Hello everyone! Welcome back to my blog. It’s your favorite girl,
Life has been i busy lately. If I’m being honest, adulthood isn't exactly "funny." Between work and a mountain of other responsibilities, I’ve been so occupied that I barely get enough time to see my family. It’s been tough, but through it all, I return all glory to God for keeping me and bringing me to where I am today.
This is my entry for the Hive Learners Weekly Contest Edition 2. Graduating from school was something I looked forward to for a long time, and when it finally happened, it was beautiful. Celebrating with my loved ones made it all worth it; they are the only ones who truly understand the struggles, trials, and tribulations I faced just to get that degree. It was a journey of sacrifice, but I made it.
I have always lived by one slogan: "It’s well, we go make am." However, life tested that resolve in the most painful way possible. In 2025, I lost my elder sister. Suddenly, I had to step into her shoes as the only daughter in the family. I’ve written about this many times, but the words never seem to end because the pain still feels like it happened yesterday. I remember being in the hospital, constantly telling myself, "She will be fine, we will leave this place together." But death had other plans. It snatched her away in the most unexpected way. I felt shattered, but I find peace knowing she is in a better place, even though I miss her every single day.
Trying to navigate life as a young woman striving for independence is no small feat. Life will "show you shege," but you can't panic. Finding a job has been a struggle; I've faced offers that didn't align with my goals and roles that paid very little for a huge amount of my time. While my family helps when they can, they can't be there for everything. Ever since I left school, I’ve had to shoulder almost all my expenses. To those still in school: enjoy it! You don’t truly know what God has done for you until you step out into the "real world." Currently, I’m juggling office work with online gigs just to foot my bills and meet my needs. It hasn't been a smooth ride. I have my darkest days—relationship hiccups, financial strain, and those "sudden" expenses that pop up and ruin your budget.
I can barely go two minutes in a conversation with my friends without saying, "It is well." It has become my heartbeat and my constant reminder that everything will eventually be fine. I believe life will continue to throw challenges our way. But I also believe, with every fiber of my being, that we will overcome every single one of them. Whenever I feel the weight of the world, I encourage myself with these words: (We go make am. It is well)

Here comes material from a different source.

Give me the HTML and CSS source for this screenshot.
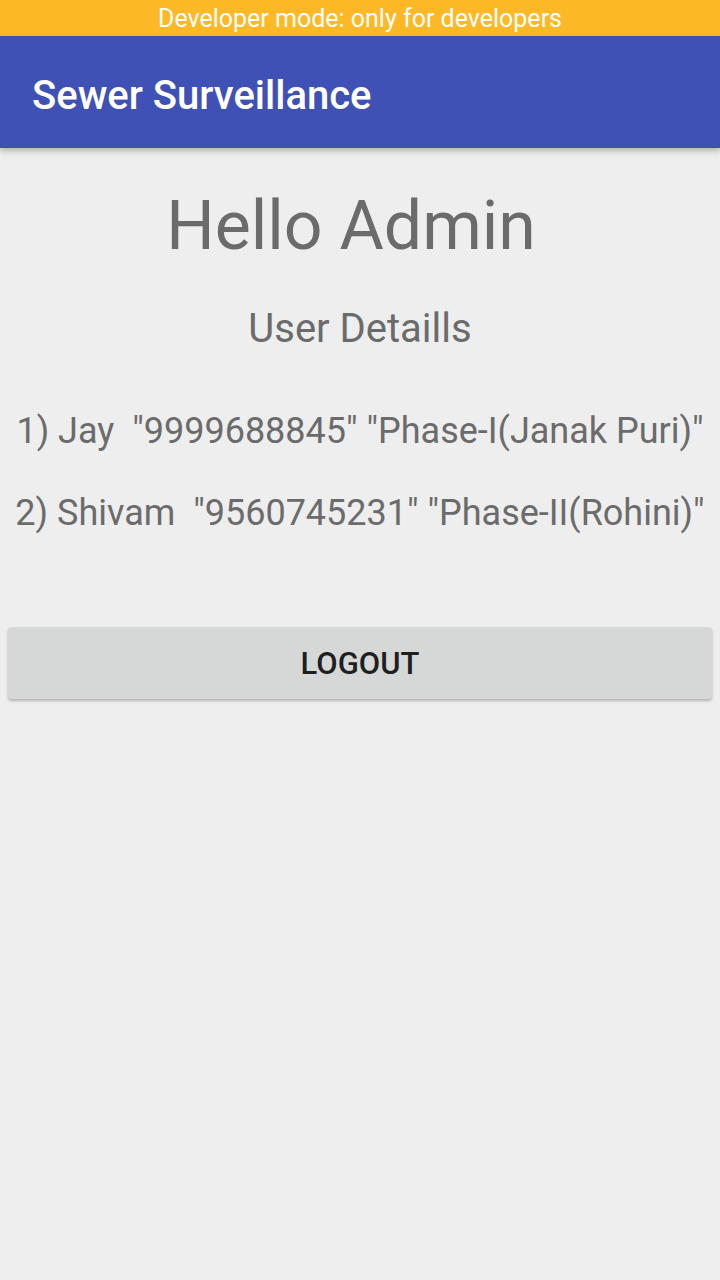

In the middle of all this, I tell myself: "We go make am. It's well." I probably say those words 20 times a day. Even when things are clearly not well, I say it because I believe in staying positive. I trust that God has a way of showing up exactly when we feel we are at our worst. To my fellow Hivians: It is well, and we will all be fine in the end. Let’s keep pushing to be the best version of ourselves.
Thank you for stopping by my blog today!